Specter acknowledged that Mukasey's nomination could be sunk by the questions on waterboarding, a technique in which the subject is made to feel like he or she is drowning.

"No doubt, the confirmation is at risk at this moment because he has not answered the question categorically," Specter said. But "I think we need to have a very frank discussion with more facts available ... and either fish or cut bait on this important matter."

Specter called for a closed-door meeting in which members of the Judiciary Committee can hear testimony from intelligence officials who would better explain waterboarding, and some of the legal problems surrounding why Mukasey might not be able to answer fully.

Leahy agreed to holding the closed-door hearing. They are not infrequent: The committee held a classified briefing on Tuesday in the lead-up to the FISA hearing being held Wednesday.

When he was first nominated, he appeared to be a shoo-in candidate with a strong record on terror prosecutions, including managing as a federal judge the trial and successful prosecution of the "blind sheik," Omar Abdel Rahman, in the 1993 bombing of the World Trade Center.

In the response to the Committee's Oct. 23 letter, Mukasey said Tuesday that waterboarding was "repugnant" to him personally, "but hypotheticals are different from real life, and in any legal opinion the actual facts and circumstances are critical."

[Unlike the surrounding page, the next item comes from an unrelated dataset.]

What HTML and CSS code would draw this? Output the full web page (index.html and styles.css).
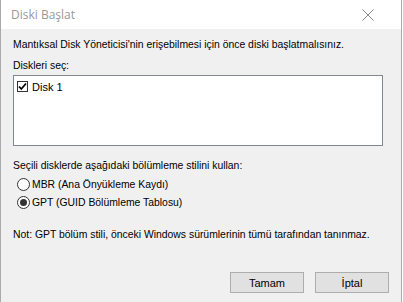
FILE: index.html
```html
<!DOCTYPE html>
<html>
  <head>
    <title>Diski Başlat</title>
    <link rel="stylesheet" href="styles.css">
  </head>
  <body>
    <div class="window">
      <div class="titlebar">
        <span class="title">Diski Başlat</span>
        <svg class="close" width="12" height="12" viewBox="0 0 12 12">
          <path d="M0.5 0.5 L11.5 11.5 M11.5 0.5 L0.5 11.5" stroke="#8a8a8a" stroke-width="1" fill="none" />
        </svg>
      </div>

      <div class="content">
        <p class="intro">Mantıksal Disk Yöneticisi'nin erişebilmesi için önce diski başlatmalısınız.</p>
        <p class="label">Diskleri seç:</p>

        <div class="disk-list">
          <label class="disk-item">
            <span class="check">
              <svg width="9" height="9" viewBox="0 0 9 9">
                <path d="M1 4.5 L3.3 7 L8 1.5" stroke="#000" stroke-width="1.8" fill="none" />
              </svg>
            </span>
            Disk 1
          </label>
        </div>

        <p class="label style-label">Seçili disklerde aşağıdaki bölümleme stilini kullan:</p>
        <label class="radio-row"><span class="radio"></span>MBR (Ana Önyükleme Kaydı)</label>
        <label class="radio-row"><span class="radio checked"></span>GPT (GUID Bölümleme Tablosu)</label>

        <p class="note">Not: GPT bölüm stili, önceki Windows sürümlerinin tümü tarafından tanınmaz.</p>

        <div class="buttons">
          <button class="btn">Tamam</button>
          <button class="btn">İptal</button>
        </div>
      </div>
    </div>
  </body>
</html>
```

FILE: styles.css
```css
body {
  margin: 0;
  background-color: #fff;
  font-family: "Liberation Sans", Arial, sans-serif;
  font-size: 10.4px;
  color: #000;
}

.window {
  width: 400px;
  height: 302px;
  border-left: 1px solid #aaa;
  border-right: 1px solid #aaa;
  display: flex;
  flex-direction: column;
  background-color: #f0f0f0;
}

.titlebar {
  height: 29px;
  background-color: #fff;
  display: flex;
  align-items: center;
  justify-content: space-between;
  padding: 0 27px 0 10px;
  flex-shrink: 0;
}

.title {
  font-family: "Open Sans", "Noto Sans", sans-serif;
  font-size: 12px;
  color: #999;
}

.content {
  padding: 0 0 0 12px;
  display: flex;
  flex-direction: column;
}

p {
  margin: 0;
  line-height: 13px;
}

.intro {
  margin-top: 9px;
}

.label {
  margin-top: 8px;
}

.disk-list {
  width: 370px;
  height: 71px;
  margin-top: 3px;
  background-color: #fff;
  border: 1px solid #828790;
  box-sizing: border-box;
}

.disk-item {
  display: flex;
  align-items: center;
  gap: 4px;
  padding: 4px 0 0 3px;
  height: 13px;
  font-size: 11px;
}

.check {
  width: 11px;
  height: 11px;
  box-sizing: border-box;
  border: 1px solid #333;
  background-color: #fff;
  display: flex;
  align-items: center;
  justify-content: center;
}

.style-label {
  margin-top: 13px;
}

.radio-row {
  display: flex;
  align-items: center;
  gap: 2px;
  margin-top: 6px;
  padding-left: 4px;
  height: 13px;
}

.radio-row + .radio-row {
  margin-top: 5px;
}

.radio {
  width: 13px;
  height: 13px;
  box-sizing: border-box;
  border: 1px solid #333;
  border-radius: 50%;
  background-color: #fff;
  display: flex;
  align-items: center;
  justify-content: center;
}

.radio.checked::after {
  content: "";
  width: 7px;
  height: 7px;
  border-radius: 50%;
  background-color: #333;
}

.note {
  margin-top: 19px;
}

.buttons {
  display: flex;
  gap: 11px;
  margin-top: 31px;
  padding-left: 217px;
}

.btn {
  width: 74px;
  height: 21px;
  background-color: #e1e1e1;
  border: 1px solid #adadad;
  font-family: "Liberation Sans", Arial, sans-serif;
  font-size: 11px;
  color: #000;
  padding: 0;
}
```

Mukasey wrote that as a judge, he "put aside strongly held personal beliefs when assessing a legal question because legal questions must be answered based solely on the actual facts, circumstances, and legal standards presented."

Following Mukasey's response, committee member Sen. Joe Biden, D-Del. — who also is running for the presidential nomination — said he would oppose Mukasey. Biden was joined by the three other Senate Democrats running for president: Hillary Clinton, Barack Obama and Christopher Dodd.